─── SUPPLIED ENTRIES ───

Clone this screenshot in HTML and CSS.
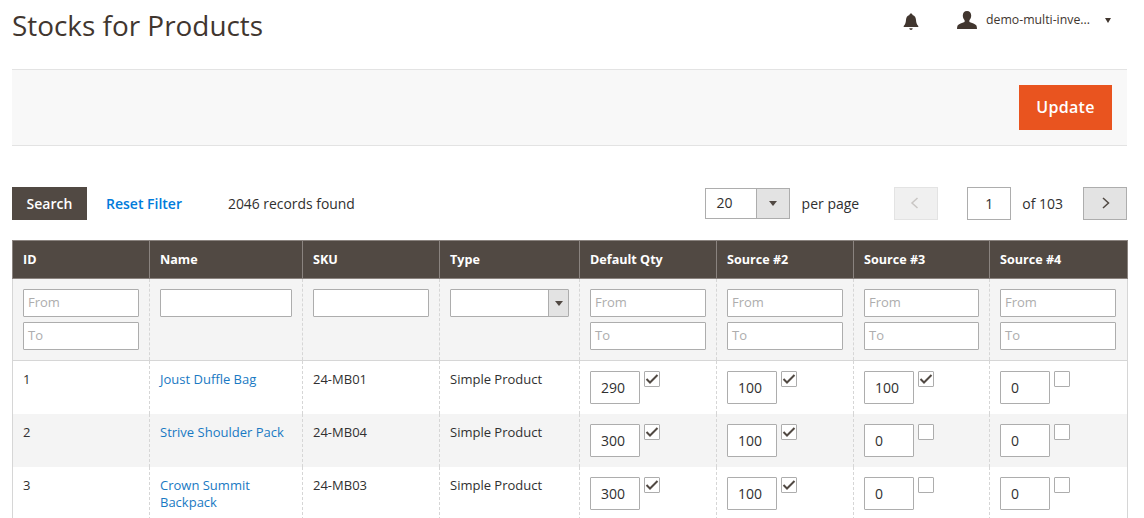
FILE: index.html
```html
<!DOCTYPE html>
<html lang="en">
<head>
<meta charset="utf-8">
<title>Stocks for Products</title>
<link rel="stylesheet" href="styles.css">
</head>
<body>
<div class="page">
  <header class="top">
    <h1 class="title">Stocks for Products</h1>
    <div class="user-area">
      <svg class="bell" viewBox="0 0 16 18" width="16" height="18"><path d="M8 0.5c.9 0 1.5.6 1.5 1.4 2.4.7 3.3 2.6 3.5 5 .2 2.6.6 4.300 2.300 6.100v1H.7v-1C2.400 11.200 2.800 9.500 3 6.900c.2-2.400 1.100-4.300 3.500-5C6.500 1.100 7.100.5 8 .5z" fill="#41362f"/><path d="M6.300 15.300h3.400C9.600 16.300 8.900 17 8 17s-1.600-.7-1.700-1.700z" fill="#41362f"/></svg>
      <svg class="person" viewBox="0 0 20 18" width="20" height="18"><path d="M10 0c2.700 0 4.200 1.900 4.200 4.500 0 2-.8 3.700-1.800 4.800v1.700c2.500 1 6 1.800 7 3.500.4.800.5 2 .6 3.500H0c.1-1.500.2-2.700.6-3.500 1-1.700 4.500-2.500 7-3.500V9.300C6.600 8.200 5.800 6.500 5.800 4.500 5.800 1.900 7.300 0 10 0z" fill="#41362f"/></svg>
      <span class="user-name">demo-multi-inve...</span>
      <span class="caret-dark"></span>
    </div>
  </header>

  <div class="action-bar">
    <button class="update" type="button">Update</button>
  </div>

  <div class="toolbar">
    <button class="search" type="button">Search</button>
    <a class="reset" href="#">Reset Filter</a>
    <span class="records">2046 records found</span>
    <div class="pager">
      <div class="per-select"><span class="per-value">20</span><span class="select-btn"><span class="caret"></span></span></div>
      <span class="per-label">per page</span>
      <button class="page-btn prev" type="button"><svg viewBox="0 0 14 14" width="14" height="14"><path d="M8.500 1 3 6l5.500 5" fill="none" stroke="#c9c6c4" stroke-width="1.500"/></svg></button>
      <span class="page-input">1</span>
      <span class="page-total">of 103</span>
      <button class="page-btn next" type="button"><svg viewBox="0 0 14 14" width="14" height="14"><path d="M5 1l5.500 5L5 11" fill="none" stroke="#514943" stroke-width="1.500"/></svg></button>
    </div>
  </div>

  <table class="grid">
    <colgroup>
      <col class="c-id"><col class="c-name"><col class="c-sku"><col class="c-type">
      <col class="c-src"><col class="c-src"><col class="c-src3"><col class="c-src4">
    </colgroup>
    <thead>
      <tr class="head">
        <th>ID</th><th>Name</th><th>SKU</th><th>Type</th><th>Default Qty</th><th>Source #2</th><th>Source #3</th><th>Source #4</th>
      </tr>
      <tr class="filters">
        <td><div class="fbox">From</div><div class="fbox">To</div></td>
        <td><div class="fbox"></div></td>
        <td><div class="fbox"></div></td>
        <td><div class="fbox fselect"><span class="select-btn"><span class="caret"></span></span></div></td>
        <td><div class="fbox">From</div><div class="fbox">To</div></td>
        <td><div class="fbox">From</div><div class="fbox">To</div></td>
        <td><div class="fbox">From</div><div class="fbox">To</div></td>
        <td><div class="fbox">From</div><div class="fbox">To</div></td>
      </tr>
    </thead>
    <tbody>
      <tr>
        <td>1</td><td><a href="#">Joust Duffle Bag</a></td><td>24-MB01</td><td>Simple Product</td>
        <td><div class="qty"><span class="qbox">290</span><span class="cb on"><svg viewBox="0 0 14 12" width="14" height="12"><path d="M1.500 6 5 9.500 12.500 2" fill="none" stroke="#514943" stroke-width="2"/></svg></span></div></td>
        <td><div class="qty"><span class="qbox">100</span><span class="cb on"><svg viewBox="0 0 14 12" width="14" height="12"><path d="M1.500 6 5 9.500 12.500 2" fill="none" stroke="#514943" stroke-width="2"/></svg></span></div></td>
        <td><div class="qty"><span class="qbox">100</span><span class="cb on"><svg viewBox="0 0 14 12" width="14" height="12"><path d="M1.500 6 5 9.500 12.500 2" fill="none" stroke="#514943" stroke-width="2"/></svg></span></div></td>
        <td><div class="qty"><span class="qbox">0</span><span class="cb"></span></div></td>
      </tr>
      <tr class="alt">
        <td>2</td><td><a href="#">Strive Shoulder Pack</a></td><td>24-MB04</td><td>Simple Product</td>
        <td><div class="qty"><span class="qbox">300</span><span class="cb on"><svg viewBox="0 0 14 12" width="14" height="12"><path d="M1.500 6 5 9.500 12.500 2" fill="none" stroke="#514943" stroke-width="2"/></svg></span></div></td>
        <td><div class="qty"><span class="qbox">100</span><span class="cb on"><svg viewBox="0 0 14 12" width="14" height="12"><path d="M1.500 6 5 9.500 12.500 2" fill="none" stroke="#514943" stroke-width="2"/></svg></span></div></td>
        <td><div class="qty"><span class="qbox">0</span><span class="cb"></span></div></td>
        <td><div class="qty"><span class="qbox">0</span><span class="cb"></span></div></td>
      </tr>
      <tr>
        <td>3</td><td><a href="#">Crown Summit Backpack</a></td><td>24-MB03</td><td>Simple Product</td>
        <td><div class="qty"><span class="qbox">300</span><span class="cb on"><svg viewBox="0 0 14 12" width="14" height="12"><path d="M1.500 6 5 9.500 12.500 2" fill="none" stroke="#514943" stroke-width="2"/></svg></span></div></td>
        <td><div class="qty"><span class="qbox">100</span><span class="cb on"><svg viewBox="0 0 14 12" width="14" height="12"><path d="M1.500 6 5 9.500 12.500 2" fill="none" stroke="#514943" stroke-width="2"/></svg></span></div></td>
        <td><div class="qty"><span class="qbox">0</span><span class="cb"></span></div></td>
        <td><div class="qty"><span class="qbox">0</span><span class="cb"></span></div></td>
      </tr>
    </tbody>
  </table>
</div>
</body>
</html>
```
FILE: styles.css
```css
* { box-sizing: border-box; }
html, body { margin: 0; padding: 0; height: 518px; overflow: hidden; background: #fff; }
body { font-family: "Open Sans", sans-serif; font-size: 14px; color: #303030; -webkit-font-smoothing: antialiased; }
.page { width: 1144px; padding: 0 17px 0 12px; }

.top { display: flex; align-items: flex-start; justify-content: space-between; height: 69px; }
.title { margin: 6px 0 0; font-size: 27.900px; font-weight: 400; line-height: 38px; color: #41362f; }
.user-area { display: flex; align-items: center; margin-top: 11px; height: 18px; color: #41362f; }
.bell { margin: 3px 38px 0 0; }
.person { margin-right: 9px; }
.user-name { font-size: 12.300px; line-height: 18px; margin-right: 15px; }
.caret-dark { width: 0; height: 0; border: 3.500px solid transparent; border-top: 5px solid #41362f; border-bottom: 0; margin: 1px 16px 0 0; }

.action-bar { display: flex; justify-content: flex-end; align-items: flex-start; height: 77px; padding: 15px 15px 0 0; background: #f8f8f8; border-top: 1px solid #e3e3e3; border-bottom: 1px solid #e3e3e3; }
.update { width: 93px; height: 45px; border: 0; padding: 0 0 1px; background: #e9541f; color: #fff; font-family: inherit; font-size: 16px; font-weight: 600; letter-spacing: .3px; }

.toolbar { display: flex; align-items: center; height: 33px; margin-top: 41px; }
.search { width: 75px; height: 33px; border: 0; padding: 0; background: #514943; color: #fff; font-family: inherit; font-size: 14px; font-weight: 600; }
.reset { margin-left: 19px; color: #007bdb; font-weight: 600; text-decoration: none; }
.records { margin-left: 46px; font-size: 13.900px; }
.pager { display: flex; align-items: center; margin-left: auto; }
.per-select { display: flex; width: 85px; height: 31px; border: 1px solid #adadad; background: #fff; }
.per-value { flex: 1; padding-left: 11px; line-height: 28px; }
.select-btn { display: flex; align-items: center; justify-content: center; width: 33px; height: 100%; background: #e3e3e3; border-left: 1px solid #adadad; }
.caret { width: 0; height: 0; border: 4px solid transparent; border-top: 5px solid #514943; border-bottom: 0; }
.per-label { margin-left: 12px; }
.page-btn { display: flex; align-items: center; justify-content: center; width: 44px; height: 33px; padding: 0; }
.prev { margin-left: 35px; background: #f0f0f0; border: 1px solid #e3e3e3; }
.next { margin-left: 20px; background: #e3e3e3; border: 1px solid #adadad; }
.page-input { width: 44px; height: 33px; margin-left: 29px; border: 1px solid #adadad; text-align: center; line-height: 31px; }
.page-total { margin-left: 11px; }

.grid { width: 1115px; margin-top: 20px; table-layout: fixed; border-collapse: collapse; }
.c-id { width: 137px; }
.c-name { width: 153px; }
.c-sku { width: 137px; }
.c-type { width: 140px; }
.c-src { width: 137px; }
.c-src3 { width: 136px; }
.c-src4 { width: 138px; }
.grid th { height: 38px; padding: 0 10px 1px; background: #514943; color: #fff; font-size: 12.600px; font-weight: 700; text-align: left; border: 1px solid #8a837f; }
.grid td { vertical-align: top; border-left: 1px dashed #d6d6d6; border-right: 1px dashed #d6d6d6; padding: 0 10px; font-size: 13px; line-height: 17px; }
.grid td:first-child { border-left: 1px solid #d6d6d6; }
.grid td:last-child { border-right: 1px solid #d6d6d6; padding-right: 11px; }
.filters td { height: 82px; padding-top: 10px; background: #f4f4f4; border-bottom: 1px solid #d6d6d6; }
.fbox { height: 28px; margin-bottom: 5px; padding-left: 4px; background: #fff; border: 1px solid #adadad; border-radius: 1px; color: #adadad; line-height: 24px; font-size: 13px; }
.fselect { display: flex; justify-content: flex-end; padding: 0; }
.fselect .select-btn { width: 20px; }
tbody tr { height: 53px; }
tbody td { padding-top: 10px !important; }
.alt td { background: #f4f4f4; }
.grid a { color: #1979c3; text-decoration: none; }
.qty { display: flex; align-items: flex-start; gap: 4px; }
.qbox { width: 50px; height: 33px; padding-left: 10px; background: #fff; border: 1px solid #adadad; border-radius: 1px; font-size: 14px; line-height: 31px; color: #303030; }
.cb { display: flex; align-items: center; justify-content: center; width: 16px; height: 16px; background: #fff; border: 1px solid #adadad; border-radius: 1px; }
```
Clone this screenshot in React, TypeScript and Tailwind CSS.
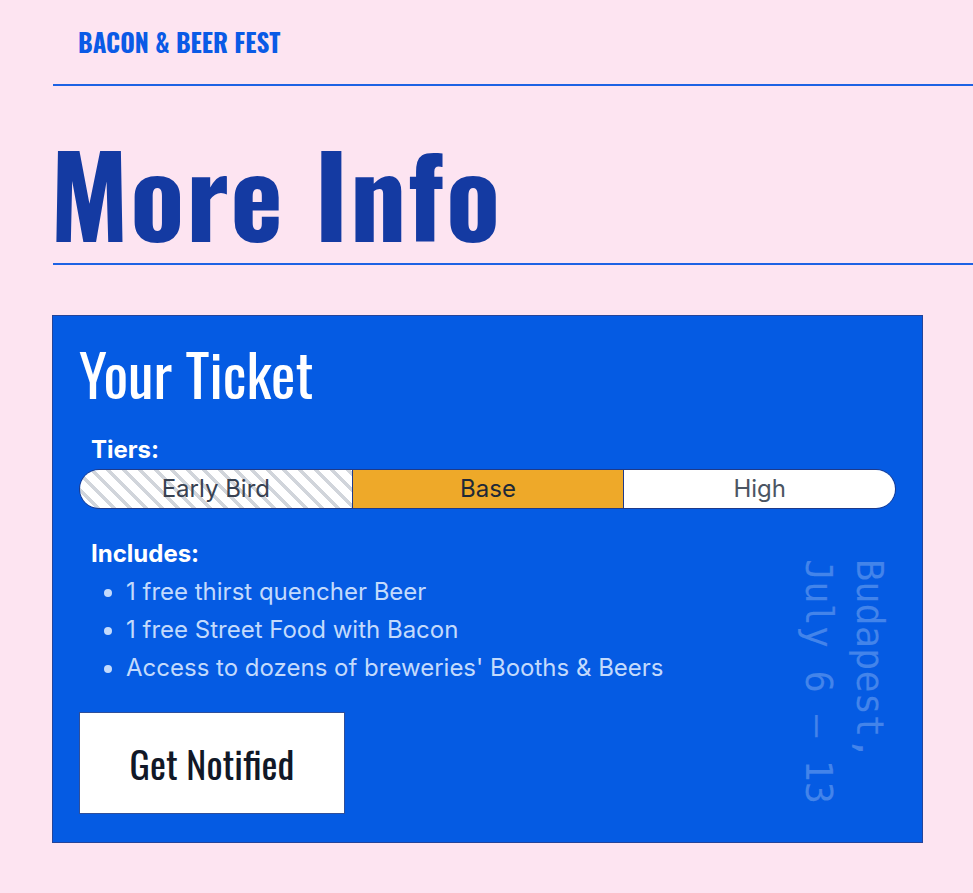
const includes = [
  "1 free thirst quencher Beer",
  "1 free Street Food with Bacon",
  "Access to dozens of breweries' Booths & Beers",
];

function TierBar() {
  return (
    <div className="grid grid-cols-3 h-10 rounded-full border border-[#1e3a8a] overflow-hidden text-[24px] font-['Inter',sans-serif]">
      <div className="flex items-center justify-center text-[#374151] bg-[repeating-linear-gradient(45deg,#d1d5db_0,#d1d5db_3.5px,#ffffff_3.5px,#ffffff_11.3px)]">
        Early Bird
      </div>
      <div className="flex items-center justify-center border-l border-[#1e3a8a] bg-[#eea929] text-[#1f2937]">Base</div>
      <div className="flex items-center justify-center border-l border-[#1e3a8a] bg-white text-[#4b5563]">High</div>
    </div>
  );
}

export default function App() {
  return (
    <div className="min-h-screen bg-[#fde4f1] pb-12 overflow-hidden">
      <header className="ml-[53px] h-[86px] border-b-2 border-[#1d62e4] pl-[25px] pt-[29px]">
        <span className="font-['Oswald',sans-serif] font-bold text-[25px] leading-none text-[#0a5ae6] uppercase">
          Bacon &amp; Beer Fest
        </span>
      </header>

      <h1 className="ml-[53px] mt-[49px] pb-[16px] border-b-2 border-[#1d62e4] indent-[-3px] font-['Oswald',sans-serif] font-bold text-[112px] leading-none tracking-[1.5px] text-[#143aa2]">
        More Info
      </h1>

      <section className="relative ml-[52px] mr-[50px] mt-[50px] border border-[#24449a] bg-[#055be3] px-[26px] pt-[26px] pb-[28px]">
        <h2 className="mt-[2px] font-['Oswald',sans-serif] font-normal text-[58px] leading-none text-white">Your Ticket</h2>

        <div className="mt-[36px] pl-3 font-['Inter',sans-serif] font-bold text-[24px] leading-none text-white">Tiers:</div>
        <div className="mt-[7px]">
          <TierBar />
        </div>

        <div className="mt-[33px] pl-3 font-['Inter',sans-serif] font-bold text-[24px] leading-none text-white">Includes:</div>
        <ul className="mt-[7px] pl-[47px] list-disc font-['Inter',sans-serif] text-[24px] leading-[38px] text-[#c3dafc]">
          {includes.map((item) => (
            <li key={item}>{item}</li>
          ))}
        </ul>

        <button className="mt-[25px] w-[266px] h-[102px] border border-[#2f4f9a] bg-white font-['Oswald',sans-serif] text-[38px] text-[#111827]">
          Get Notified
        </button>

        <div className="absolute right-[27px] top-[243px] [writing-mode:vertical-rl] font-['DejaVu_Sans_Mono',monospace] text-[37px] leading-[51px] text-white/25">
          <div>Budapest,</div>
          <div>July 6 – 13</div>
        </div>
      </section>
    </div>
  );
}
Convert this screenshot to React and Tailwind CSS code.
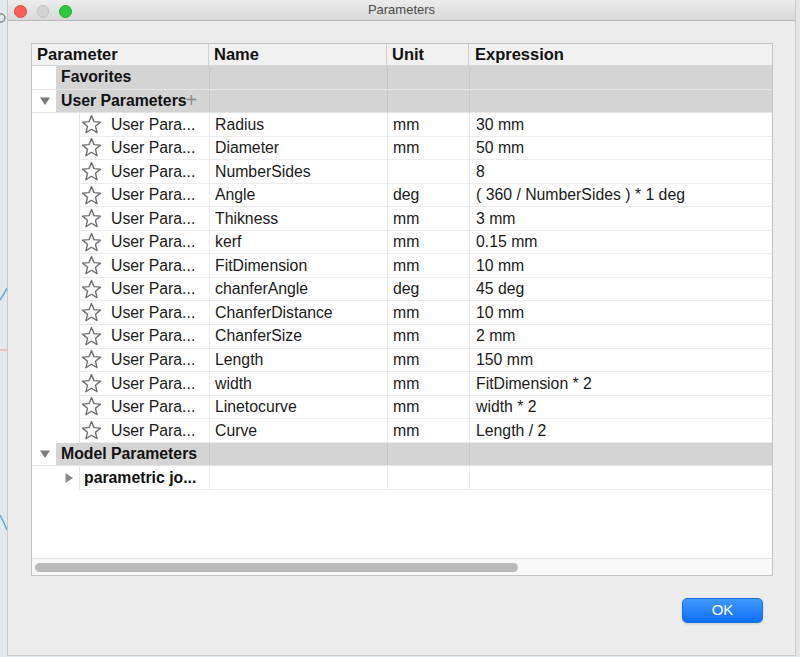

───

◆ WORK TO BE COMPLETED ◆
Look above for the line with "Clone this screenshot in React, TypeScript" and the line with "font-['Oswald',sans-serif] font-normal text-[58px]", then copy exactly the lines from the first through the second, both kept, with no pictures.

◆ TASK OUTPUT ◆
Clone this screenshot in React, TypeScript and Tailwind CSS.
const includes = [
  "1 free thirst quencher Beer",
  "1 free Street Food with Bacon",
  "Access to dozens of breweries' Booths & Beers",
];

function TierBar() {
  return (
    <div className="grid grid-cols-3 h-10 rounded-full border border-[#1e3a8a] overflow-hidden text-[24px] font-['Inter',sans-serif]">
      <div className="flex items-center justify-center text-[#374151] bg-[repeating-linear-gradient(45deg,#d1d5db_0,#d1d5db_3.5px,#ffffff_3.5px,#ffffff_11.3px)]">
        Early Bird
      </div>
      <div className="flex items-center justify-center border-l border-[#1e3a8a] bg-[#eea929] text-[#1f2937]">Base</div>
      <div className="flex items-center justify-center border-l border-[#1e3a8a] bg-white text-[#4b5563]">High</div>
    </div>
  );
}

export default function App() {
  return (
    <div className="min-h-screen bg-[#fde4f1] pb-12 overflow-hidden">
      <header className="ml-[53px] h-[86px] border-b-2 border-[#1d62e4] pl-[25px] pt-[29px]">
        <span className="font-['Oswald',sans-serif] font-bold text-[25px] leading-none text-[#0a5ae6] uppercase">
          Bacon &amp; Beer Fest
        </span>
      </header>

      <h1 className="ml-[53px] mt-[49px] pb-[16px] border-b-2 border-[#1d62e4] indent-[-3px] font-['Oswald',sans-serif] font-bold text-[112px] leading-none tracking-[1.5px] text-[#143aa2]">
        More Info
      </h1>

      <section className="relative ml-[52px] mr-[50px] mt-[50px] border border-[#24449a] bg-[#055be3] px-[26px] pt-[26px] pb-[28px]">
        <h2 className="mt-[2px] font-['Oswald',sans-serif] font-normal text-[58px] leading-none text-white">Your Ticket</h2>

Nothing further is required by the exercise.